• [Short task]: Repeat the listing that follows, character for character, minus the pictures.

• [Dataset excerpt]:
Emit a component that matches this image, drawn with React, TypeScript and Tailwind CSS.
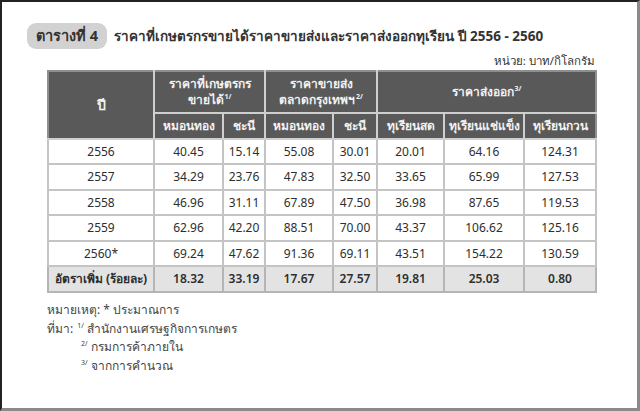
const rows = [
  ['2556', '40.45', '15.14', '55.08', '30.01', '20.01', '64.16', '124.31'],
  ['2557', '34.29', '23.76', '47.83', '32.50', '33.65', '65.99', '127.53'],
  ['2558', '46.96', '31.11', '67.89', '47.50', '36.98', '87.65', '119.53'],
  ['2559', '62.96', '42.20', '88.51', '70.00', '43.37', '106.62', '125.16'],
  ['2560*', '69.24', '47.62', '91.36', '69.11', '43.51', '154.22', '130.59'],
]

const rate = ['18.32', '33.19', '17.67', '27.57', '19.81', '25.03', '0.80']

function Sup({ n }: { n: string }) {
  return <span className="relative -top-[5px] ml-[1px] text-[7px] leading-none">{n}/</span>
}

export default function App() {
  return (
    <div className="w-[640px] h-[411px] bg-white font-['Noto_Sans','Liberation_Sans',sans-serif] text-[#3a3a3a]">
      <div className="w-[640px] h-[411px] border-t-2 border-l-2 border-t-[#222] border-l-[#222] border-r-[3px] border-b-[3px] border-r-[#8a8a8a] border-b-[#8a8a8a] pl-[25px] pr-[42px] pt-[21px]">
        <div className="flex items-center gap-[7px]">
          <span className="rounded-[9px] bg-[#d2d2d2] px-[9px] py-[2px] text-[14.5px] font-bold text-[#333]">
            ตารางที่ 4
          </span>
          <span className="text-[13.5px] font-bold text-[#333]">
            ราคาที่เกษตรกรขายได้ราคาขายส่งและราคาส่งออกทุเรียน ปี 2556 - 2560
          </span>
        </div>
        <div className="mt-[4px] text-right text-[11.5px] leading-[16px] text-[#333]">หน่วย: บาท/กิโลกรัม</div>

        <table className="ml-[20px] mt-[1px] border-collapse text-center text-[12px] table-fixed w-[548px]">
          <colgroup>
            <col className="w-[106px]" />
            <col className="w-[69px]" />
            <col className="w-[42px]" />
            <col className="w-[68px]" />
            <col className="w-[44px]" />
            <col className="w-[67px]" />
            <col className="w-[80px]" />
            <col className="w-[72px]" />
          </colgroup>
          <thead className="bg-[#595959] text-[#f2f2f2]">
            <tr className="h-[42px]">
              <th rowSpan={2} className="border-2 border-[#cfcfcf] border-t-[#8f8f8f] border-l-[#8f8f8f] text-[14px] font-bold">
                ปี
              </th>
              <th colSpan={2} className="border-2 border-[#cfcfcf] border-t-[#8f8f8f] font-bold leading-[16px]">
                ราคาที่เกษตรกร
                <br />
                ขายได้<Sup n="1" />
              </th>
              <th colSpan={2} className="border-2 border-[#cfcfcf] border-t-[#8f8f8f] font-bold leading-[16px]">
                ราคาขายส่ง
                <br />
                ตลาดกรุงเทพฯ<Sup n="2" />
              </th>
              <th colSpan={3} className="border-2 border-[#cfcfcf] border-t-[#8f8f8f] border-r-[#8f8f8f] font-bold">
                ราคาส่งออก<Sup n="3" />
              </th>
            </tr>
            <tr className="h-[26px]">
              {['หมอนทอง', 'ชะนี', 'หมอนทอง', 'ชะนี', 'ทุเรียนสด', 'ทุเรียนแช่แข็ง', 'ทุเรียนกวน'].map((h, i) => (
                <th
                  key={i}
                  className={`border-2 border-[#cfcfcf] font-bold whitespace-nowrap ${i === 6 ? 'border-r-[#8f8f8f]' : ''}`}
                >
                  {h}
                </th>
              ))}
            </tr>
          </thead>
          <tbody className="text-[#2e2e2e]">
            {rows.map((r) => (
              <tr key={r[0]} className="h-[25.5px]">
                {r.map((c, i) => (
                  <td key={i} className="border-2 border-[#c4c4c4] px-0">
                    {c}
                  </td>
                ))}
              </tr>
            ))}
            <tr className="h-[26px] bg-[#e3e3e3] font-semibold">
              <td className="border-2 border-[#b5b5b5] whitespace-nowrap font-bold">อัตราเพิ่ม (ร้อยละ)</td>
              {rate.map((c, i) => (
                <td key={i} className="border-2 border-[#b5b5b5]">
                  {c}
                </td>
              ))}
            </tr>
          </tbody>
        </table>

        <div className="ml-[20px] mt-[8px] text-[12px] leading-[18.5px] text-[#444]">
          <div>หมายเหตุ: * ประมาณการ</div>
          <div>
            ที่มา: <Sup n="1" /> สำนักงานเศรษฐกิจการเกษตร
          </div>
          <div className="pl-[33px]">
            <Sup n="2" /> กรมการค้าภายใน
          </div>
          <div className="pl-[33px]">
            <Sup n="3" /> จากการคำนวณ
          </div>
        </div>
      </div>
    </div>
  )
}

• [Task answer]:
Emit a component that matches this image, drawn with React, TypeScript and Tailwind CSS.
const rows = [
  ['2556', '40.45', '15.14', '55.08', '30.01', '20.01', '64.16', '124.31'],
  ['2557', '34.29', '23.76', '47.83', '32.50', '33.65', '65.99', '127.53'],
  ['2558', '46.96', '31.11', '67.89', '47.50', '36.98', '87.65', '119.53'],
  ['2559', '62.96', '42.20', '88.51', '70.00', '43.37', '106.62', '125.16'],
  ['2560*', '69.24', '47.62', '91.36', '69.11', '43.51', '154.22', '130.59'],
]

const rate = ['18.32', '33.19', '17.67', '27.57', '19.81', '25.03', '0.80']

function Sup({ n }: { n: string }) {
  return <span className="relative -top-[5px] ml-[1px] text-[7px] leading-none">{n}/</span>
}

export default function App() {
  return (
    <div className="w-[640px] h-[411px] bg-white font-['Noto_Sans','Liberation_Sans',sans-serif] text-[#3a3a3a]">
      <div className="w-[640px] h-[411px] border-t-2 border-l-2 border-t-[#222] border-l-[#222] border-r-[3px] border-b-[3px] border-r-[#8a8a8a] border-b-[#8a8a8a] pl-[25px] pr-[42px] pt-[21px]">
        <div className="flex items-center gap-[7px]">
          <span className="rounded-[9px] bg-[#d2d2d2] px-[9px] py-[2px] text-[14.5px] font-bold text-[#333]">
            ตารางที่ 4
          </span>
          <span className="text-[13.5px] font-bold text-[#333]">
            ราคาที่เกษตรกรขายได้ราคาขายส่งและราคาส่งออกทุเรียน ปี 2556 - 2560
          </span>
        </div>
        <div className="mt-[4px] text-right text-[11.5px] leading-[16px] text-[#333]">หน่วย: บาท/กิโลกรัม</div>

        <table className="ml-[20px] mt-[1px] border-collapse text-center text-[12px] table-fixed w-[548px]">
          <colgroup>
            <col className="w-[106px]" />
            <col className="w-[69px]" />
            <col className="w-[42px]" />
            <col className="w-[68px]" />
            <col className="w-[44px]" />
            <col className="w-[67px]" />
            <col className="w-[80px]" />
            <col className="w-[72px]" />
          </colgroup>
          <thead className="bg-[#595959] text-[#f2f2f2]">
            <tr className="h-[42px]">
              <th rowSpan={2} className="border-2 border-[#cfcfcf] border-t-[#8f8f8f] border-l-[#8f8f8f] text-[14px] font-bold">
                ปี
              </th>
              <th colSpan={2} className="border-2 border-[#cfcfcf] border-t-[#8f8f8f] font-bold leading-[16px]">
                ราคาที่เกษตรกร
                <br />
                ขายได้<Sup n="1" />
              </th>
              <th colSpan={2} className="border-2 border-[#cfcfcf] border-t-[#8f8f8f] font-bold leading-[16px]">
                ราคาขายส่ง
                <br />
                ตลาดกรุงเทพฯ<Sup n="2" />
              </th>
              <th colSpan={3} className="border-2 border-[#cfcfcf] border-t-[#8f8f8f] border-r-[#8f8f8f] font-bold">
                ราคาส่งออก<Sup n="3" />
              </th>
            </tr>
            <tr className="h-[26px]">
              {['หมอนทอง', 'ชะนี', 'หมอนทอง', 'ชะนี', 'ทุเรียนสด', 'ทุเรียนแช่แข็ง', 'ทุเรียนกวน'].map((h, i) => (
                <th
                  key={i}
                  className={`border-2 border-[#cfcfcf] font-bold whitespace-nowrap ${i === 6 ? 'border-r-[#8f8f8f]' : ''}`}
                >
                  {h}
                </th>
              ))}
            </tr>
          </thead>
          <tbody className="text-[#2e2e2e]">
            {rows.map((r) => (
              <tr key={r[0]} className="h-[25.5px]">
                {r.map((c, i) => (
                  <td key={i} className="border-2 border-[#c4c4c4] px-0">
                    {c}
                  </td>
                ))}
              </tr>
            ))}
            <tr className="h-[26px] bg-[#e3e3e3] font-semibold">
              <td className="border-2 border-[#b5b5b5] whitespace-nowrap font-bold">อัตราเพิ่ม (ร้อยละ)</td>
              {rate.map((c, i) => (
                <td key={i} className="border-2 border-[#b5b5b5]">
                  {c}
                </td>
              ))}
            </tr>
          </tbody>
        </table>

        <div className="ml-[20px] mt-[8px] text-[12px] leading-[18.5px] text-[#444]">
          <div>หมายเหตุ: * ประมาณการ</div>
          <div>
            ที่มา: <Sup n="1" /> สำนักงานเศรษฐกิจการเกษตร
          </div>
          <div className="pl-[33px]">
            <Sup n="2" /> กรมการค้าภายใน
          </div>
          <div className="pl-[33px]">
            <Sup n="3" /> จากการคำนวณ
          </div>
        </div>
      </div>
    </div>
  )
}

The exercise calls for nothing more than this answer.